### SHORT TASK
Select the lines that contain "components" and copy each of them.
[start of AVAILABLE DATA]
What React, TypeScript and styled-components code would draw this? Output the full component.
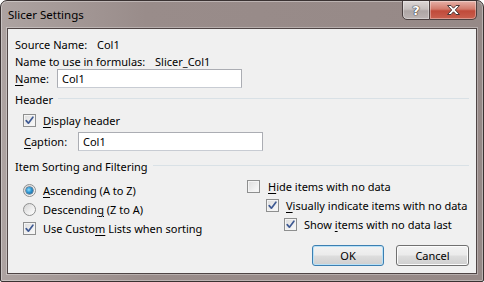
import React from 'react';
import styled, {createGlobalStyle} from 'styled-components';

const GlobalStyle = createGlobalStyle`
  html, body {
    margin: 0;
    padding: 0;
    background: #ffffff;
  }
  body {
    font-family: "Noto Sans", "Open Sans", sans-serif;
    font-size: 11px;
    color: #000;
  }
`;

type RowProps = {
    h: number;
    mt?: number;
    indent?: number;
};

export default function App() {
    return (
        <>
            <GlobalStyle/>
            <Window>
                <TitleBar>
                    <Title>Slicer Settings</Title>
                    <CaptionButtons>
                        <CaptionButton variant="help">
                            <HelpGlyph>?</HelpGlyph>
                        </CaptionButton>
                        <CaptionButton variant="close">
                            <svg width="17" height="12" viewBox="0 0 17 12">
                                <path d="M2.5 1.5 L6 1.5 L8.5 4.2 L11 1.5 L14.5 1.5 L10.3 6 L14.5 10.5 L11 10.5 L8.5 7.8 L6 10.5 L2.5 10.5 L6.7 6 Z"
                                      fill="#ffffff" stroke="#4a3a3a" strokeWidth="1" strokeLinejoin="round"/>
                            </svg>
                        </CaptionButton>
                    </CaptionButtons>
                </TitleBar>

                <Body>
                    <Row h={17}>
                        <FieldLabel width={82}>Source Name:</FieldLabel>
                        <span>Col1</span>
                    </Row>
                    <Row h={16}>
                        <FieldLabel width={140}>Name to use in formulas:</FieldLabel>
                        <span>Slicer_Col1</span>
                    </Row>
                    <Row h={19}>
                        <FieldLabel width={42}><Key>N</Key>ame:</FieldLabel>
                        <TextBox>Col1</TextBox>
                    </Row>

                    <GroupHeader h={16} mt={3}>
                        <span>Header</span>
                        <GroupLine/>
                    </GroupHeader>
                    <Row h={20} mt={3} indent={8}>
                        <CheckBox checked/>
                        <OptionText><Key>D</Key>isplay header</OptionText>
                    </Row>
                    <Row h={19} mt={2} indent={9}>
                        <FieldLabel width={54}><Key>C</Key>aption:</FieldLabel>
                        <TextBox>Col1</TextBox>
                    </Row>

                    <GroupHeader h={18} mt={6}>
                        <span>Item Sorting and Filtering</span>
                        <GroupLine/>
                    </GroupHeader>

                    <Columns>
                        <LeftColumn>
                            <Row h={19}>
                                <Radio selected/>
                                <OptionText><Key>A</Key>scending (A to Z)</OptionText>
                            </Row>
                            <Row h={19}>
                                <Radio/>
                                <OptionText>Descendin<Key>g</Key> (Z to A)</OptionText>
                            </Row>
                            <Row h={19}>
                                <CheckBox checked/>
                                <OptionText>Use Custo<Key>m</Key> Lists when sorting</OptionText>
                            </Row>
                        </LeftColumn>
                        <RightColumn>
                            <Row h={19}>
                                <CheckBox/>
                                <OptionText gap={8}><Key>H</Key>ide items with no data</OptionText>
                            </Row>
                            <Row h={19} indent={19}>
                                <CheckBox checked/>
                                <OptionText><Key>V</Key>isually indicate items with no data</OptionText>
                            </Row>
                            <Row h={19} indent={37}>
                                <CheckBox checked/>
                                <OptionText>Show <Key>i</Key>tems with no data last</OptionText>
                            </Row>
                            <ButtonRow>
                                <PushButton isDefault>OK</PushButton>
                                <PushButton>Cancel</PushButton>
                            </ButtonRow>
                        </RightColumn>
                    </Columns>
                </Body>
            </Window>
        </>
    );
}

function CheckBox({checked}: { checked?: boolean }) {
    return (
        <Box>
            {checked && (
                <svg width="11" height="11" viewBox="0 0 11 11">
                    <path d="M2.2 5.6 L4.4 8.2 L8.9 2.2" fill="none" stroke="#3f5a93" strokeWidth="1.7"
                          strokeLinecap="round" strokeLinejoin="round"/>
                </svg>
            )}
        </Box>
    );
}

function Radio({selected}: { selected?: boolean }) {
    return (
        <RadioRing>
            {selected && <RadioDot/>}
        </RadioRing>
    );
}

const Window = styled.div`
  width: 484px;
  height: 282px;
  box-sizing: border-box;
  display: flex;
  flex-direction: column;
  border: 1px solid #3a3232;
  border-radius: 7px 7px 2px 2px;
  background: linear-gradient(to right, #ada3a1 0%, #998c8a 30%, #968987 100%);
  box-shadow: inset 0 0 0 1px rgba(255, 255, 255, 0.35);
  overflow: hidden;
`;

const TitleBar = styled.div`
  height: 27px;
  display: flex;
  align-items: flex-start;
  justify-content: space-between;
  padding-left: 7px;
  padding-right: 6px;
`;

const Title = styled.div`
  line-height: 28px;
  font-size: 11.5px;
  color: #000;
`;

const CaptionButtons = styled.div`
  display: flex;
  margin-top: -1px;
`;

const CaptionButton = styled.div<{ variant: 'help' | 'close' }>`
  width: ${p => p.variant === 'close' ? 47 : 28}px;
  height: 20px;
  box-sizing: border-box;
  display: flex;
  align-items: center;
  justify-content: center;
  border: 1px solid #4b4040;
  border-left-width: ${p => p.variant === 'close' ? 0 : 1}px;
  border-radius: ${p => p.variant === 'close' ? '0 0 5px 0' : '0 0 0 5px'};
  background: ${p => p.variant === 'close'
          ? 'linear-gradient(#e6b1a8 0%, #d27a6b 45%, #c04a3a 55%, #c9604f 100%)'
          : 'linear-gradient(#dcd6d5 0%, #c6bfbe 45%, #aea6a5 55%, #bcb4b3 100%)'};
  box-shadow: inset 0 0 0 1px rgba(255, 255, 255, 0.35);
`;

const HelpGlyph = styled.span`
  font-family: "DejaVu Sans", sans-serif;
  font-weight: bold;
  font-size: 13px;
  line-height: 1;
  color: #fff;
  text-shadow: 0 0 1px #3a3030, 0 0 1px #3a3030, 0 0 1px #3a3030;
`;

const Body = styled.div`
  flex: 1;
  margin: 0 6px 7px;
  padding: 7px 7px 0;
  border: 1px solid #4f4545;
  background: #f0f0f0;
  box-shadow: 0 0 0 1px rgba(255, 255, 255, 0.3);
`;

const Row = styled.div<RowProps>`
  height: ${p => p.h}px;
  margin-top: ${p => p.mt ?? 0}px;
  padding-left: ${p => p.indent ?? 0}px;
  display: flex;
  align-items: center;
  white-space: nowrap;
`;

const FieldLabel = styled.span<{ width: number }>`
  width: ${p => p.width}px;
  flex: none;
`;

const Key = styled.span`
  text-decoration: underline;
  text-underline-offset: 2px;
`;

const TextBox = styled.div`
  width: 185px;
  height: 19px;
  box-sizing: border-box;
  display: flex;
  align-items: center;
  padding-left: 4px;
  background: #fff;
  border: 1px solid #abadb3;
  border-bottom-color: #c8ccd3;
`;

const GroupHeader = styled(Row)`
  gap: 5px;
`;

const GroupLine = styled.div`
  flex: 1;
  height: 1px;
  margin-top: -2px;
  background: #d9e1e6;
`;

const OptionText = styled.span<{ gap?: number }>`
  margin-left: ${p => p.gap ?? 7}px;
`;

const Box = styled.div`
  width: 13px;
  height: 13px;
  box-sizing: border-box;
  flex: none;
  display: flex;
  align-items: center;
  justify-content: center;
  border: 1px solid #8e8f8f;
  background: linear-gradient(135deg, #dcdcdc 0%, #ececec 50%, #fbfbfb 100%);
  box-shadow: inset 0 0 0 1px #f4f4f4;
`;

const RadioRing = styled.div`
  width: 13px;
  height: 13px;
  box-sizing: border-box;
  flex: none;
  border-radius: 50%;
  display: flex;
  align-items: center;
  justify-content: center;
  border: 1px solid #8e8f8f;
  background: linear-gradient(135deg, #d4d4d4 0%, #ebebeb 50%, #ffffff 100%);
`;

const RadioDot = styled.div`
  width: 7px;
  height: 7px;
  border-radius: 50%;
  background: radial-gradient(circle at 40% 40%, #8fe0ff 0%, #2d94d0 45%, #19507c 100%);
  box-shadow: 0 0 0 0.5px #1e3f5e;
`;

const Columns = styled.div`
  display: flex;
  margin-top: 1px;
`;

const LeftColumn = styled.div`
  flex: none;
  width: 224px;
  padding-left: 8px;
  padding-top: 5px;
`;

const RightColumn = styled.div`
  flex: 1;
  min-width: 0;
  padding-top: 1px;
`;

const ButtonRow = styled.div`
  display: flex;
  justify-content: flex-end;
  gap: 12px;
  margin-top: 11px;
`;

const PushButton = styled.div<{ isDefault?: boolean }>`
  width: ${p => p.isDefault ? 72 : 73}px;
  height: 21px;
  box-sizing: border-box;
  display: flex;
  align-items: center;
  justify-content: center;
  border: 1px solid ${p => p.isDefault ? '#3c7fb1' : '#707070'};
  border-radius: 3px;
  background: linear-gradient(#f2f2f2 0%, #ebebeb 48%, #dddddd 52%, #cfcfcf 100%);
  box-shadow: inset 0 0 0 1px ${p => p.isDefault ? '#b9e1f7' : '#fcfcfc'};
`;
[end of AVAILABLE DATA]
### RESPONSE TO THIS EXERCISE
What React, TypeScript and styled-components code would draw this? Output the full component.
import styled, {createGlobalStyle} from 'styled-components';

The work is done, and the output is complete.